| Instructions for the task |
Copy all the data exactly, except the pictures.

[Start Supplied data]

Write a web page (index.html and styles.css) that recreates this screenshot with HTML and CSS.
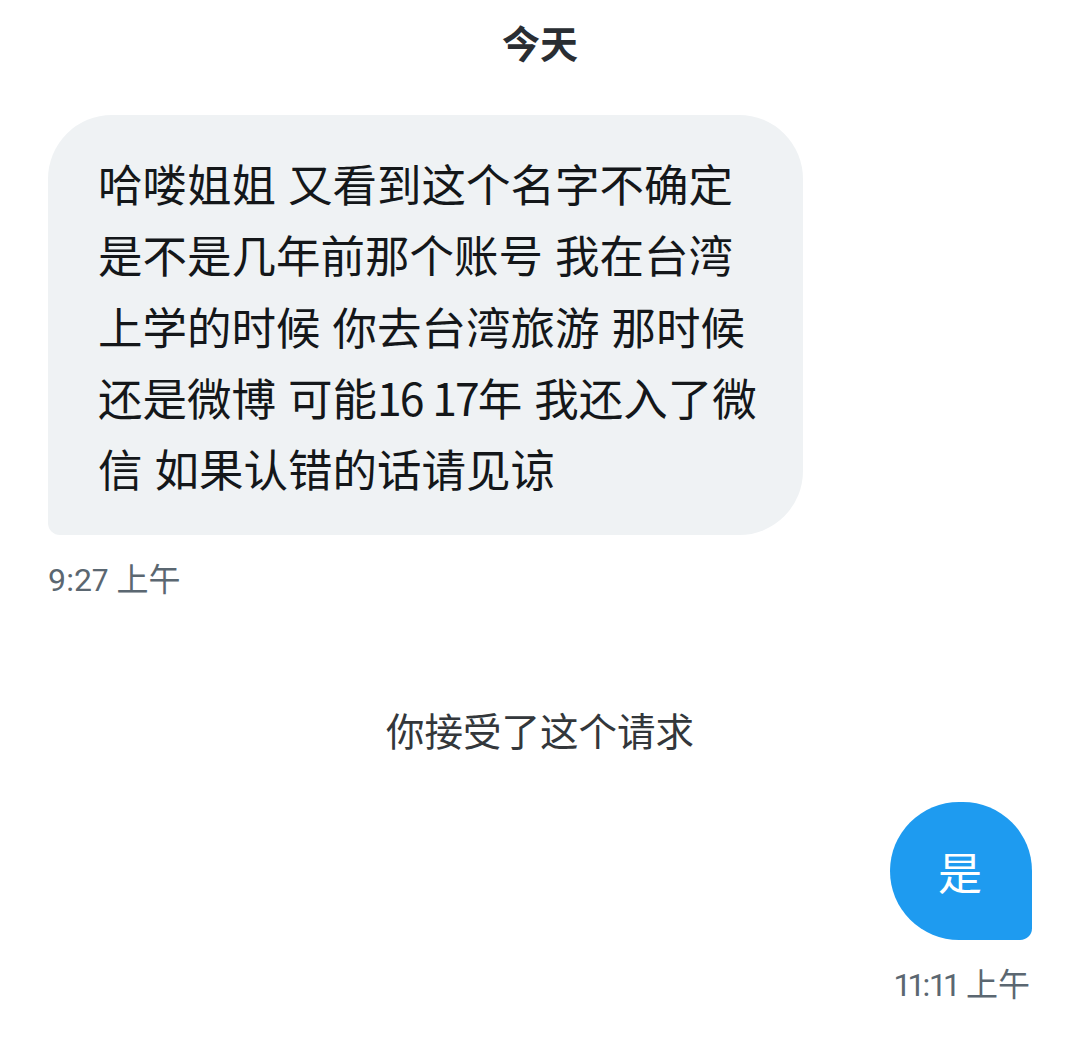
FILE: index.html
```html
<!DOCTYPE html>
<html lang="zh-CN">
<head>
<meta charset="utf-8">
<title>Messages</title>
<link rel="stylesheet" href="styles.css">
</head>
<body>
<main class="thread">
  <div class="day">今天</div>
  <div class="msg in">
    <div class="bubble gray">哈喽姐姐 又看到这个名字不确定<br>是不是几年前那个账号 我在台湾<br>上学的时候 你去台湾旅游 那时候<br>还是微博 可能<span class="num">16 17</span>年 我还入了微<br>信 如果认错的话请见谅</div>
    <div class="time">9:27 上午</div>
  </div>
  <div class="notice">你接受了这个请求</div>
  <div class="msg out">
    <div class="bubble blue">是</div>
    <div class="time">11:11 上午</div>
  </div>
</main>
</body>
</html>
```

FILE: styles.css
```css
html, body {
  margin: 0;
  padding: 0;
  background: #ffffff;
}
body {
  font-family: "Roboto", "Noto Sans CJK SC", sans-serif;
  color: #0f1419;
}
.thread {
  display: flex;
  flex-direction: column;
  padding: 0 48px;
}
.day {
  text-align: center;
  font-size: 38px;
  font-weight: 700;
  line-height: 50px;
  margin-top: 20px;
  color: #2a2e33;
}
.msg {
  display: flex;
  flex-direction: column;
}
.msg.in {
  align-items: flex-start;
  margin-top: 45px;
}
.msg.out {
  align-items: flex-end;
  margin-top: 44px;
}
.bubble {
  box-sizing: border-box;
}
.bubble.gray {
  width: 755px;
  background: #eff2f4;
  font-family: "Noto Sans CJK SC", sans-serif;
  font-size: 44.5px;
  line-height: 71.25px;
  word-spacing: 2px;
  padding: 32px 30px 32px 50px;
  border-radius: 64px 64px 64px 12px;
  color: #14171a;
}
.num {
  letter-spacing: -2px;
}
.bubble.blue {
  width: 142px;
  height: 138px;
  background: #1e9bf0;
  color: #ffffff;
  font-family: "Noto Sans CJK SC", sans-serif;
  font-size: 44px;
  display: flex;
  align-items: center;
  justify-content: center;
  border-radius: 70px 70px 12px 70px;
  padding-right: 2px;
}
.time {
  font-size: 32px;
  line-height: 36px;
  color: #5b6771;
  margin-top: 27px;
  font-variant-numeric: proportional-nums;
}
.msg.out .time {
  margin-right: 2px;
}
.notice {
  text-align: center;
  font-size: 38.5px;
  line-height: 50px;
  margin-top: 110px;
  color: #33373b;
}
```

[End Supplied data]

| Full solution |
Write a web page (index.html and styles.css) that recreates this screenshot with HTML and CSS.
FILE: index.html
```html
<!DOCTYPE html>
<html lang="zh-CN">
<head>
<meta charset="utf-8">
<title>Messages</title>
<link rel="stylesheet" href="styles.css">
</head>
<body>
<main class="thread">
  <div class="day">今天</div>
  <div class="msg in">
    <div class="bubble gray">哈喽姐姐 又看到这个名字不确定<br>是不是几年前那个账号 我在台湾<br>上学的时候 你去台湾旅游 那时候<br>还是微博 可能<span class="num">16 17</span>年 我还入了微<br>信 如果认错的话请见谅</div>
    <div class="time">9:27 上午</div>
  </div>
  <div class="notice">你接受了这个请求</div>
  <div class="msg out">
    <div class="bubble blue">是</div>
    <div class="time">11:11 上午</div>
  </div>
</main>
</body>
</html>
```

FILE: styles.css
```css
html, body {
  margin: 0;
  padding: 0;
  background: #ffffff;
}
body {
  font-family: "Roboto", "Noto Sans CJK SC", sans-serif;
  color: #0f1419;
}
.thread {
  display: flex;
  flex-direction: column;
  padding: 0 48px;
}
.day {
  text-align: center;
  font-size: 38px;
  font-weight: 700;
  line-height: 50px;
  margin-top: 20px;
  color: #2a2e33;
}
.msg {
  display: flex;
  flex-direction: column;
}
.msg.in {
  align-items: flex-start;
  margin-top: 45px;
}
.msg.out {
  align-items: flex-end;
  margin-top: 44px;
}
.bubble {
  box-sizing: border-box;
}
.bubble.gray {
  width: 755px;
  background: #eff2f4;
  font-family: "Noto Sans CJK SC", sans-serif;
  font-size: 44.5px;
  line-height: 71.25px;
  word-spacing: 2px;
  padding: 32px 30px 32px 50px;
  border-radius: 64px 64px 64px 12px;
  color: #14171a;
}
.num {
  letter-spacing: -2px;
}
.bubble.blue {
  width: 142px;
  height: 138px;
  background: #1e9bf0;
  color: #ffffff;
  font-family: "Noto Sans CJK SC", sans-serif;
  font-size: 44px;
  display: flex;
  align-items: center;
  justify-content: center;
  border-radius: 70px 70px 12px 70px;
  padding-right: 2px;
}
.time {
  font-size: 32px;
  line-height: 36px;
  color: #5b6771;
  margin-top: 27px;
  font-variant-numeric: proportional-nums;
}
.msg.out .time {
  margin-right: 2px;
}
.notice {
  text-align: center;
  font-size: 38.5px;
  line-height: 50px;
  margin-top: 110px;
  color: #33373b;
}
```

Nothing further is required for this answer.